Cooke returned to Russia in the summer of 1957 to cover Russia and Physical Fitness for Sports Illustrated. He was one of the first westerners permitted to photograph in post-Stalin Russia. In 1958, while on assignment, Cooke decided to visit Boris Pasternak in Peredelkino, just outside Moscow. He found Pasternak working in his garden. Cooke gave Pasternak his copy of Doctor Zhivago. He travelled by bus in disguise, because photography was not permitted without the government's approval. He stayed for the day and took many photos of the writer, his wife and his dog. Soon after, Pasternak was awarded the Nobel Prize, and Cooke's photographs appeared in a Life essay, October 27, 1958. Cooke travelled extensively to Russia throughout his career, up until the mid-1990s.

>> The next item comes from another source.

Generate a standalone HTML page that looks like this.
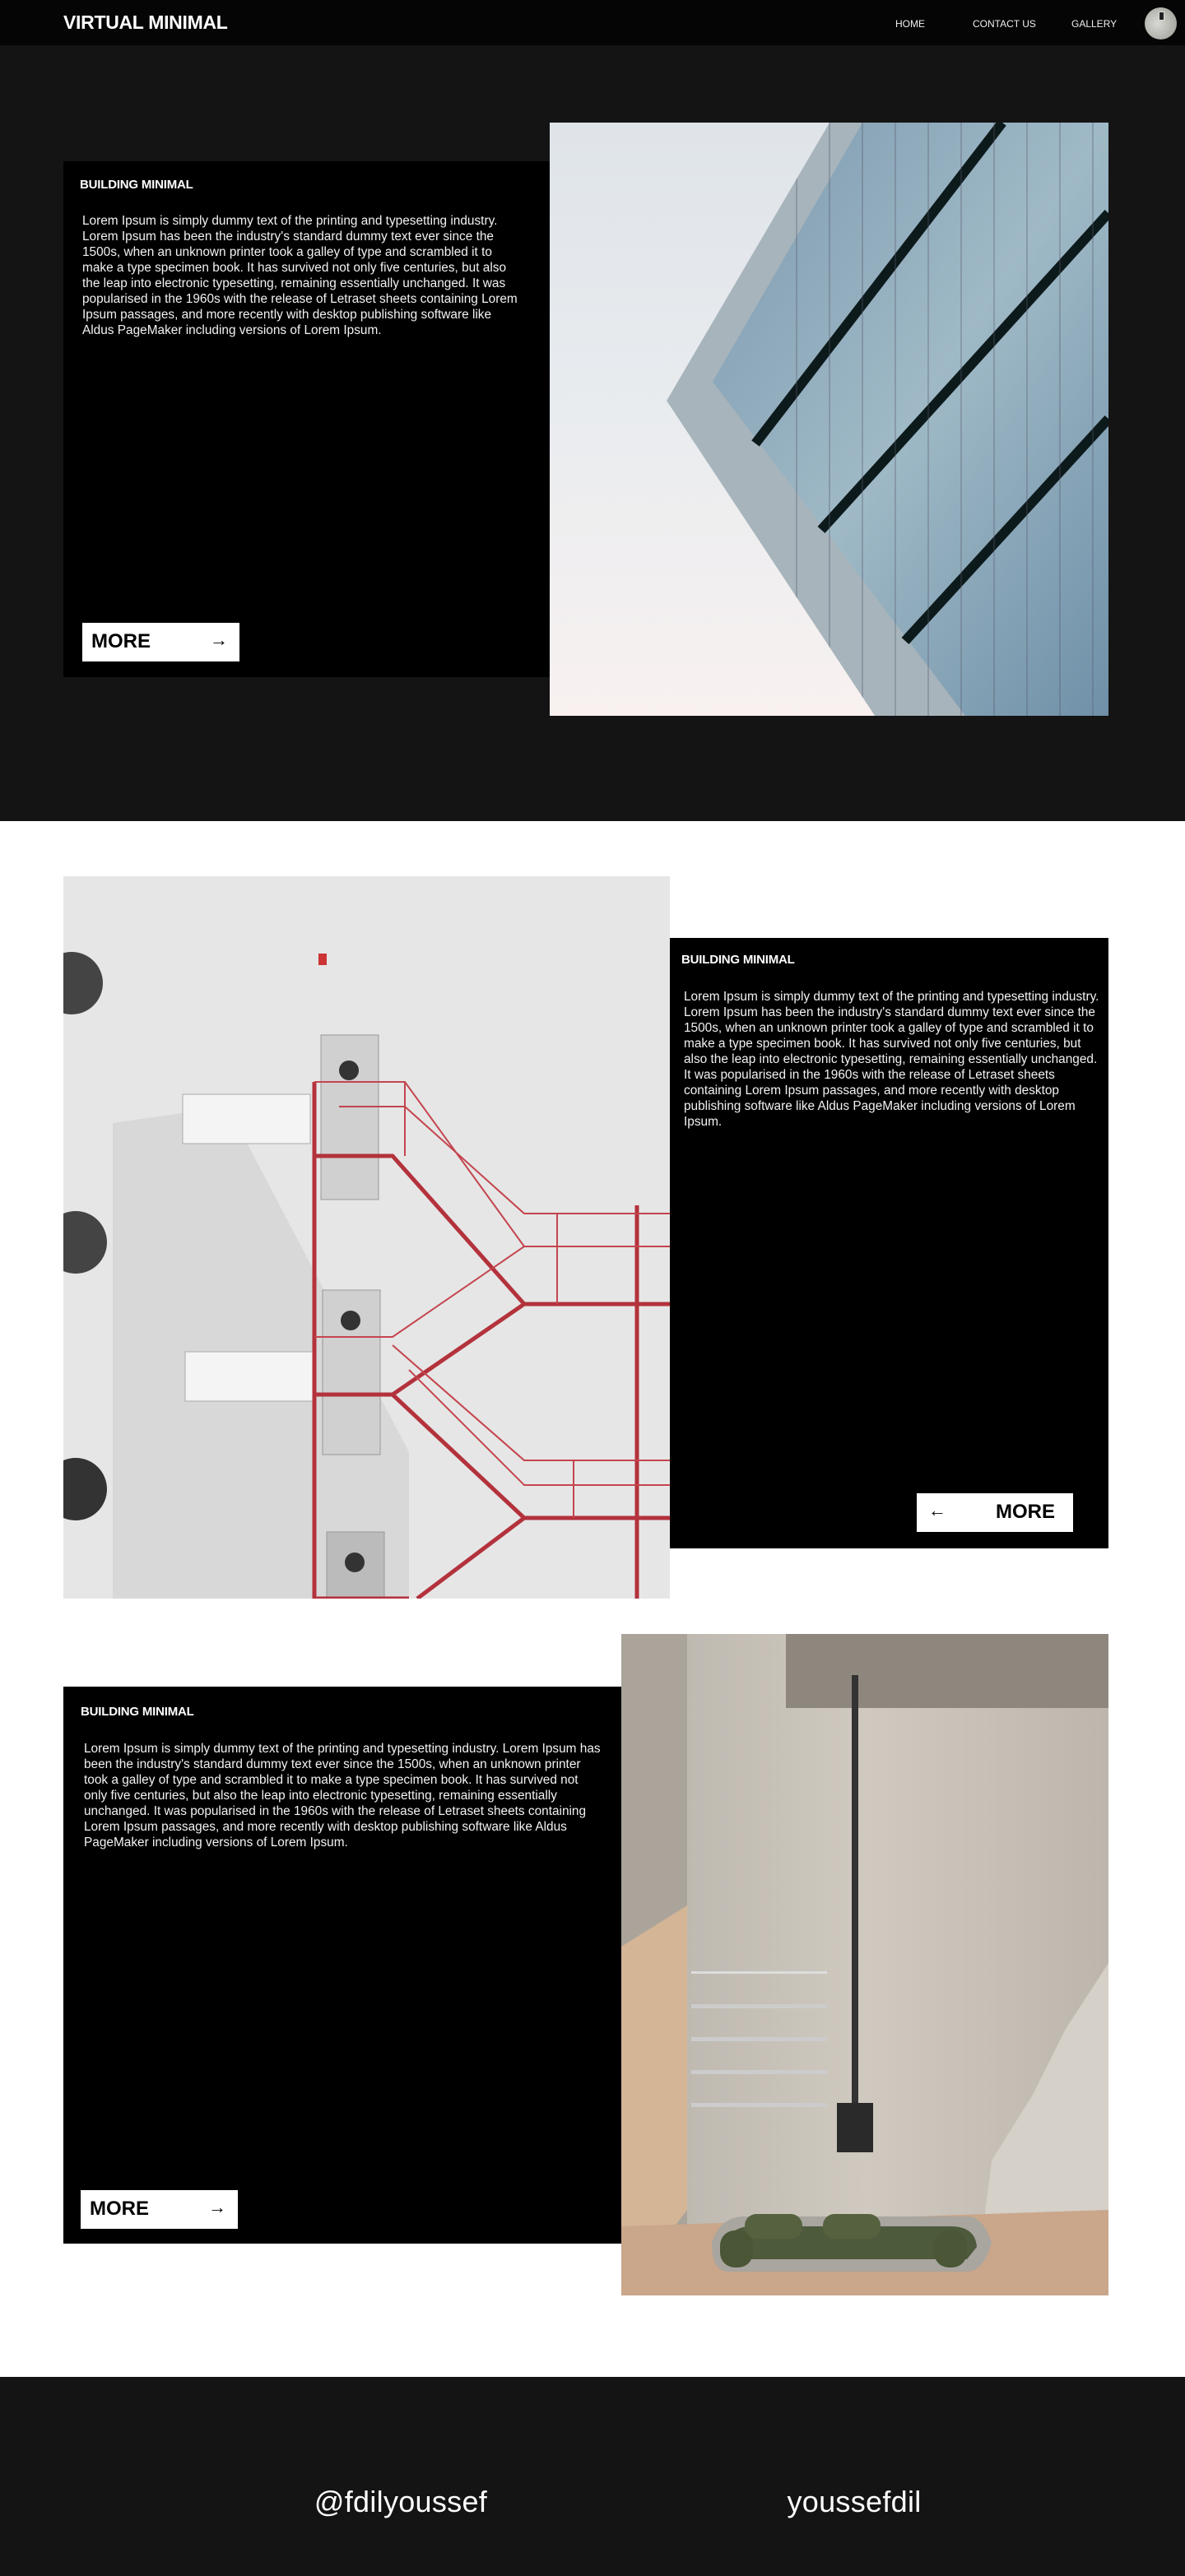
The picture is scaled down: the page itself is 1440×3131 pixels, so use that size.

Bradley Smith and Cooke founded the picture agency, Animals Animals in 1969. The agency was sold in the late 1970s and renamed Animals Animals Earth Scenes. During the late 1980s, Cooke traveled to major over crowded cities to photograph the condition of the population. His photographs were published in The Exploding City in 1989 by the United Nations. Cooke spoke several languages, visited five continents and well over a hundred countries.

His archive is housed at the Briscoe Center for American History.

=== Sports photography ===

In 1953, after seeing his photographs of a football game for a Life essay, Cooke was recruited by Gerald Astor to photograph for a new magazine, Sports Illustrated. This launched Cooke's career in sports photography. Cooke worked for over 40 years, shooting 47 covers for Sports Illustrated, including many from the early days starting in October 1954. In the 1973 World Series, Cooke captured Willie Mays arguing with umpire Augie Donatelli in one of the ten greatest World Series photographs. Cooke was named Director of Photography for Sports Illustrated in 1974. He photographed 16 Olympics and 42 Kentucky Derbies, including three Triple Crown winners: Secretariat (horse), Seattle Slew, and Affirmed. Many of his derby photographs were published in The Kentucky Derby, by Joe Hirsch and Jim Bolus, 1988.

Neil Leifer said, "Jerry was the closest thing to James Bond that the photography world has ever seen.... He was a gentleman photographer."